**Problem details:** Repeat, exactly and in full, the lines of the listing below, but without any pictures.

**Recorded data:**
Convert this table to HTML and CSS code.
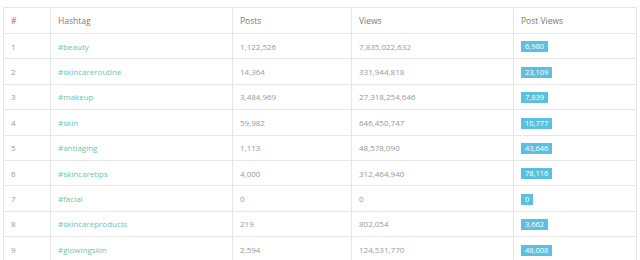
FILE: index.html
```html
<!DOCTYPE html>
<html>
<head>
<meta charset="utf-8">
<link rel="stylesheet" href="styles.css">
</head>
<body>
<table class="tbl">
  <colgroup>
    <col class="c-num"><col class="c-tag"><col class="c-posts"><col class="c-views"><col class="c-pv">
  </colgroup>
  <thead>
    <tr><th>#</th><th>Hashtag</th><th>Posts</th><th>Views</th><th>Post Views</th></tr>
  </thead>
  <tbody>
    <tr><td>1</td><td class="tag">#beauty</td><td>1,122,526</td><td>7,835,022,632</td><td><span class="label">6,980</span></td></tr>
    <tr><td>2</td><td class="tag">#skincareroutine</td><td>14,364</td><td>331,944,818</td><td><span class="label">23,109</span></td></tr>
    <tr><td>3</td><td class="tag">#makeup</td><td>3,484,969</td><td>27,318,254,646</td><td><span class="label">7,839</span></td></tr>
    <tr><td>4</td><td class="tag">#skin</td><td>59,982</td><td>646,450,747</td><td><span class="label">10,777</span></td></tr>
    <tr><td>5</td><td class="tag">#antiaging</td><td>1,113</td><td>48,578,090</td><td><span class="label">43,646</span></td></tr>
    <tr><td>6</td><td class="tag">#skincaretips</td><td>4,000</td><td>312,464,940</td><td><span class="label">78,116</span></td></tr>
    <tr><td>7</td><td class="tag">#facial</td><td>0</td><td>0</td><td><span class="label">0</span></td></tr>
    <tr><td>8</td><td class="tag">#skincareproducts</td><td>219</td><td>802,054</td><td><span class="label">3,662</span></td></tr>
    <tr><td>9</td><td class="tag">#glowingskin</td><td>2,594</td><td>124,531,770</td><td><span class="label">48,008</span></td></tr>
  </tbody>
</table>
</body>
</html>
```
FILE: styles.css
```css
html, body {
  margin: 0;
  background: #fff;
}
body {
  padding: 7px 4px 0 3px;
  font-family: "Open Sans", "DejaVu Sans", sans-serif;
  font-size: 8px;
  line-height: 11px;
  color: #999;
}
.tbl {
  border-collapse: collapse;
  width: 633px;
  table-layout: fixed;
}
.c-num { width: 47px; }
.c-tag { width: 182px; }
.c-posts { width: 119px; }
.c-views { width: 162px; }
.c-pv { width: 123px; }
.tbl th, .tbl td {
  box-sizing: border-box;
  border: 1px solid #e6e6e6;
  text-align: left;
  padding: 0 7px;
  vertical-align: middle;
  white-space: nowrap;
}
.tbl th {
  height: 26px;
  font-size: 8.5px;
  font-weight: 400;
  color: #7a7a7a;
}
.tbl td {
  height: 25.4px;
  font-weight: 400;
}
.tbl td.tag {
  color: #6cc4b4;
}
.label {
  display: inline-block;
  vertical-align: middle;
  background: #5bc0de;
  color: #fff;
  font-size: 7.5px;
  line-height: 11px;
  padding: 0 4px;
}
```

**Task solution:**
Convert this table to HTML and CSS code.
FILE: index.html
```html
<!DOCTYPE html>
<html>
<head>
<meta charset="utf-8">
<link rel="stylesheet" href="styles.css">
</head>
<body>
<table class="tbl">
  <colgroup>
    <col class="c-num"><col class="c-tag"><col class="c-posts"><col class="c-views"><col class="c-pv">
  </colgroup>
  <thead>
    <tr><th>#</th><th>Hashtag</th><th>Posts</th><th>Views</th><th>Post Views</th></tr>
  </thead>
  <tbody>
    <tr><td>1</td><td class="tag">#beauty</td><td>1,122,526</td><td>7,835,022,632</td><td><span class="label">6,980</span></td></tr>
    <tr><td>2</td><td class="tag">#skincareroutine</td><td>14,364</td><td>331,944,818</td><td><span class="label">23,109</span></td></tr>
    <tr><td>3</td><td class="tag">#makeup</td><td>3,484,969</td><td>27,318,254,646</td><td><span class="label">7,839</span></td></tr>
    <tr><td>4</td><td class="tag">#skin</td><td>59,982</td><td>646,450,747</td><td><span class="label">10,777</span></td></tr>
    <tr><td>5</td><td class="tag">#antiaging</td><td>1,113</td><td>48,578,090</td><td><span class="label">43,646</span></td></tr>
    <tr><td>6</td><td class="tag">#skincaretips</td><td>4,000</td><td>312,464,940</td><td><span class="label">78,116</span></td></tr>
    <tr><td>7</td><td class="tag">#facial</td><td>0</td><td>0</td><td><span class="label">0</span></td></tr>
    <tr><td>8</td><td class="tag">#skincareproducts</td><td>219</td><td>802,054</td><td><span class="label">3,662</span></td></tr>
    <tr><td>9</td><td class="tag">#glowingskin</td><td>2,594</td><td>124,531,770</td><td><span class="label">48,008</span></td></tr>
  </tbody>
</table>
</body>
</html>
```
FILE: styles.css
```css
html, body {
  margin: 0;
  background: #fff;
}
body {
  padding: 7px 4px 0 3px;
  font-family: "Open Sans", "DejaVu Sans", sans-serif;
  font-size: 8px;
  line-height: 11px;
  color: #999;
}
.tbl {
  border-collapse: collapse;
  width: 633px;
  table-layout: fixed;
}
.c-num { width: 47px; }
.c-tag { width: 182px; }
.c-posts { width: 119px; }
.c-views { width: 162px; }
.c-pv { width: 123px; }
.tbl th, .tbl td {
  box-sizing: border-box;
  border: 1px solid #e6e6e6;
  text-align: left;
  padding: 0 7px;
  vertical-align: middle;
  white-space: nowrap;
}
.tbl th {
  height: 26px;
  font-size: 8.5px;
  font-weight: 400;
  color: #7a7a7a;
}
.tbl td {
  height: 25.4px;
  font-weight: 400;
}
.tbl td.tag {
  color: #6cc4b4;
}
.label {
  display: inline-block;
  vertical-align: middle;
  background: #5bc0de;
  color: #fff;
  font-size: 7.5px;
  line-height: 11px;
  padding: 0 4px;
}
```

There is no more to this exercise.